Tristan grita, abre desproporcionadamente la boca para hacerlo, y corre con todas sus fuerzas hacia un extremo de la montaña que de nuevo vuelve a aparecer. De allí surge un carro de cuatro ruedas de los Cerdos, avanzando sin control mientras su conductor se desangra sobre el volante. Tristan sube a la grupa del corcel de doce cilindros y arroja fuera al moribundo tripulante. El Robot ve cómo enfila hacia él, acelerando y apuntándole con el espolón de proa, pero no hace nada.

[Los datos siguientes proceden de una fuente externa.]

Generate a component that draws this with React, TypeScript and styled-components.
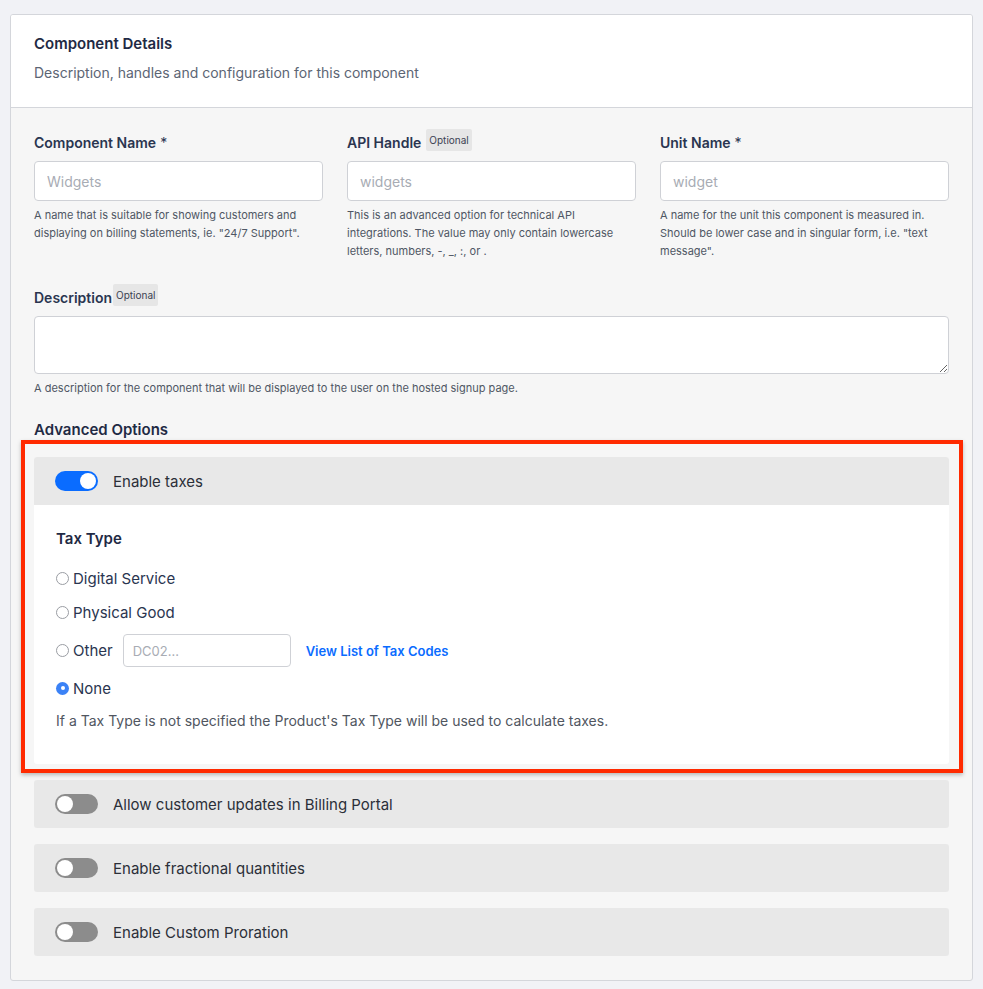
import React from "react";
import styled, { createGlobalStyle } from "styled-components";

const Global = createGlobalStyle`
  body {
    margin: 0;
    background: #f1f2f6;
    font-family: Inter, "Noto Sans", "Liberation Sans", sans-serif;
    color: #1f2a44;
  }
  * { box-sizing: border-box; }
`;

const Page = styled.div`
  padding: 14px 10px 9px 10px;
`;

const Card = styled.div`
  border: 1px solid #d4d6db;
  border-radius: 3px;
  background: #f6f6f6;
  overflow: hidden;
`;

const CardHeader = styled.div`
  background: #fff;
  border-bottom: 1px solid #d4d6db;
  padding: 19px 23px 22px;
  height: 93px;
`;

const Title = styled.h2`
  margin: 0;
  font-size: 15px;
  font-weight: 600;
  color: #1f2a44;
  line-height: 20px;
`;

const Subtitle = styled.p`
  margin: 9px 0 0;
  font-size: 14px;
  color: #5c6574;
  line-height: 20px;
`;

const CardBody = styled.div`
  padding: 24px 23px 24px;
`;

const FieldRow = styled.div`
  display: grid;
  grid-template-columns: repeat(3, 1fr);
  column-gap: 24px;
`;

const Field = styled.div`
  display: flex;
  flex-direction: column;
`;

const Label = styled.label`
  display: flex;
  align-items: center;
  height: 20px;
  font-size: 14px;
  font-weight: 600;
  color: #2a3550;
  margin-bottom: 9px;
`;

const Req = styled.span`
  font-weight: 400;
  margin-left: 4px;
`;

const Badge = styled.span<{ $gap?: number }>`
  margin-left: ${(p) => p.$gap ?? 5}px;
  background: #e6e6e6;
  border-radius: 2px;
  font-size: 10px;
  font-weight: 400;
  color: #3b4252;
  padding: 3px 3px;
  line-height: 16px;
  position: relative;
  top: -2px;
`;

const Input = styled.input<{ $w?: number }>`
  height: 40px;
  width: ${(p) => (p.$w ? `${p.$w}px` : "100%")};
  border: 1px solid #cfd1d6;
  border-radius: 4px;
  background: #fff;
  padding: 0 12px;
  font-family: inherit;
  font-size: 14px;
  color: #2a3550;
  &::placeholder {
    color: #a8acb4;
  }
`;

const TextArea = styled.textarea`
  height: 58px;
  width: 100%;
  border: 1px solid #cfd1d6;
  border-radius: 4px;
  background: #fff;
  font-family: inherit;
  display: block;
`;

const Help = styled.p`
  margin: 5px 0 0;
  font-size: 11px;
  line-height: 18px;
  color: #4f5664;
`;

const DescField = styled.div`
  margin-top: 27px;
`;

const SectionTitle = styled.h3`
  margin: 23px 0 17px;
  font-size: 15px;
  font-weight: 600;
  line-height: 20px;
  color: #1f2a44;
`;

const Options = styled.div`
  display: flex;
  flex-direction: column;
  gap: 16px;
`;

const Highlight = styled.div`
  position: relative;
`;

const Annotation = styled.div`
  position: absolute;
  left: -13px;
  right: -14px;
  top: -17px;
  bottom: -9px;
  border: 4px solid #ff2a00;
  box-shadow: 0 2px 4px rgba(0, 0, 0, 0.25);
  pointer-events: none;
`;

const Panel = styled.div`
  border-radius: 3px;
  overflow: hidden;
  background: #fff;
`;

const PanelHead = styled.div`
  display: flex;
  align-items: center;
  height: 48px;
  padding: 0 21px;
  background: #e8e8e8;
  gap: 15px;
  font-size: 15px;
  color: #2b2f38;
`;

const Toggle = styled.span<{ $on?: boolean }>`
  width: 43px;
  height: 20px;
  border-radius: 10px;
  background: ${(p) => (p.$on ? "#0a6cff" : "#8c8c8c")};
  position: relative;
  flex: none;
  &::after {
    content: "";
    position: absolute;
    top: 2px;
    ${(p) => (p.$on ? "right: 2px;" : "left: 2px;")}
    width: 16px;
    height: 16px;
    border-radius: 50%;
    background: #fff;
  }
`;

const PanelBody = styled.div`
  padding: 24px 22px 33px;
`;

const SubTitle = styled.h4`
  margin: 0 0 19px;
  font-size: 15px;
  font-weight: 600;
  line-height: 20px;
  color: #1f2a44;
`;

const RadioList = styled.div`
  display: flex;
  flex-direction: column;
  gap: 14px;
`;

const RadioRow = styled.label`
  display: flex;
  align-items: center;
  gap: 4px;
  font-size: 15px;
  color: #2a3550;
  min-height: 20px;
`;

const RadioDot = styled.span<{ $checked?: boolean }>`
  width: 13px;
  height: 13px;
  border-radius: 50%;
  flex: none;
  border: ${(p) => (p.$checked ? "none" : "1px solid #9a9da3")};
  background: ${(p) => (p.$checked ? "#3b82f6" : "#fff")};
  display: flex;
  align-items: center;
  justify-content: center;
  &::after {
    content: "";
    display: ${(p) => (p.$checked ? "block" : "none")};
    width: 4px;
    height: 4px;
    border-radius: 50%;
    background: #fff;
  }
`;

const OtherRow = styled(RadioRow)`
  margin: -2px 0 -3px;
`;

const OtherInput = styled(Input)`
  height: 33px;
  margin-left: 6px;
  padding: 0 9px;
  font-size: 13px;
`;

const Link = styled.a`
  margin-left: 11px;
  color: #0a6cff;
  font-size: 13px;
  font-weight: 600;
  text-decoration: none;
`;

const Note = styled.p`
  margin: 13px 0 0;
  font-size: 14px;
  color: #50565f;
  line-height: 20px;
`;

const fields = [
  {
    label: "Component Name",
    required: true,
    placeholder: "Widgets",
    help: 'A name that is suitable for showing customers and displaying on billing statements, ie. "24/7 Support".',
  },
  {
    label: "API Handle",
    optional: true,
    placeholder: "widgets",
    help: "This is an advanced option for technical API integrations. The value may only contain lowercase letters, numbers, -, _, :, or .",
  },
  {
    label: "Unit Name",
    required: true,
    placeholder: "widget",
    help: 'A name for the unit this component is measured in. Should be lower case and in singular form, i.e. "text message".',
  },
];

const otherOptions = [
  "Allow customer updates in Billing Portal",
  "Enable fractional quantities",
  "Enable Custom Proration",
];

export default function App() {
  return (
    <Page>
      <Global />
      <Card>
        <CardHeader>
          <Title>Component Details</Title>
          <Subtitle>Description, handles and configuration for this component</Subtitle>
        </CardHeader>
        <CardBody>
          <FieldRow>
            {fields.map((f) => (
              <Field key={f.label}>
                <Label>
                  {f.label}
                  {f.required && <Req>*</Req>}
                  {f.optional && <Badge>Optional</Badge>}
                </Label>
                <Input placeholder={f.placeholder} />
                <Help>{f.help}</Help>
              </Field>
            ))}
          </FieldRow>

          <DescField>
            <Label>
              Description<Badge $gap={1}>Optional</Badge>
            </Label>
            <TextArea />
            <Help>A description for the component that will be displayed to the user on the hosted signup page.</Help>
          </DescField>

          <SectionTitle>Advanced Options</SectionTitle>
          <Options>
            <Highlight>
              <Panel>
                <PanelHead>
                  <Toggle $on />
                  Enable taxes
                </PanelHead>
                <PanelBody>
                  <SubTitle>Tax Type</SubTitle>
                  <RadioList>
                    <RadioRow>
                      <RadioDot />
                      Digital Service
                    </RadioRow>
                    <RadioRow>
                      <RadioDot />
                      Physical Good
                    </RadioRow>
                    <OtherRow>
                      <RadioDot />
                      Other
                      <OtherInput $w={168} placeholder="DC02..." />
                      <Link href="#">View List of Tax Codes</Link>
                    </OtherRow>
                    <RadioRow>
                      <RadioDot $checked />
                      None
                    </RadioRow>
                  </RadioList>
                  <Note>If a Tax Type is not specified the Product's Tax Type will be used to calculate taxes.</Note>
                </PanelBody>
              </Panel>
              <Annotation />
            </Highlight>
            {otherOptions.map((o) => (
              <Panel key={o}>
                <PanelHead>
                  <Toggle />
                  {o}
                </PanelHead>
              </Panel>
            ))}
          </Options>
        </CardBody>
      </Card>
    </Page>
  );
}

Apretando los dientes, Tristan siente una furia indómita que paraliza sus sinapsis, abotarga sus pensamientos y hace rechinar sus dientes. Las prótesis de colmillos afilados que lleva engastadas en los alvéolos de las encías provocan cortes que hacen manar la sangre de su boca. Sus puños se cierran con fuerza sobre las palancas de control, y ordena al vehículo que embista a toda velocidad la masa coriácea del Robot. Tristan se descuelga por un lateral del vehículo, con medio cuerpo por fuera de éste y la irregular orografía del terreno vibrando bajo las ruedas.

Un segundo antes del letal encontronazo, salta del blindado. Rueda por el suelo dando muchas vueltas y escucha lejanamente el ruido de una explosión. Tristan sonríe, satisfecho, cuando se ha parado y trata de ponerse en pie renqueando. El mundo da vueltas a su alrededor. Siente el regusto de la sangre en la boca. Pero su enemigo está muerto. Consumido en un infierno de llamas, de muchos galones de combustible sólido deshaciéndose en una pared de plasma incandescente que se eleva triunfal a los cielos como erigiendo monumentos a su venganza.

Entonces, el monstruo surge del fuego.

No ha sufrido excesivos daños, pero el cadáver de Sota es una tea viviente.

Tristan alza su espada —cuyos averiados motores ya no funcionan—, y se prepara para morir. No le importa, pues el disgusto que siente, que le quema por dentro, viene de otra dirección. Sus piernas están paralizadas, por el golpe o por el miedo.

Nunca dejes que tus piernas se congelen.

Gracias por nada, padre. Gracias por nada.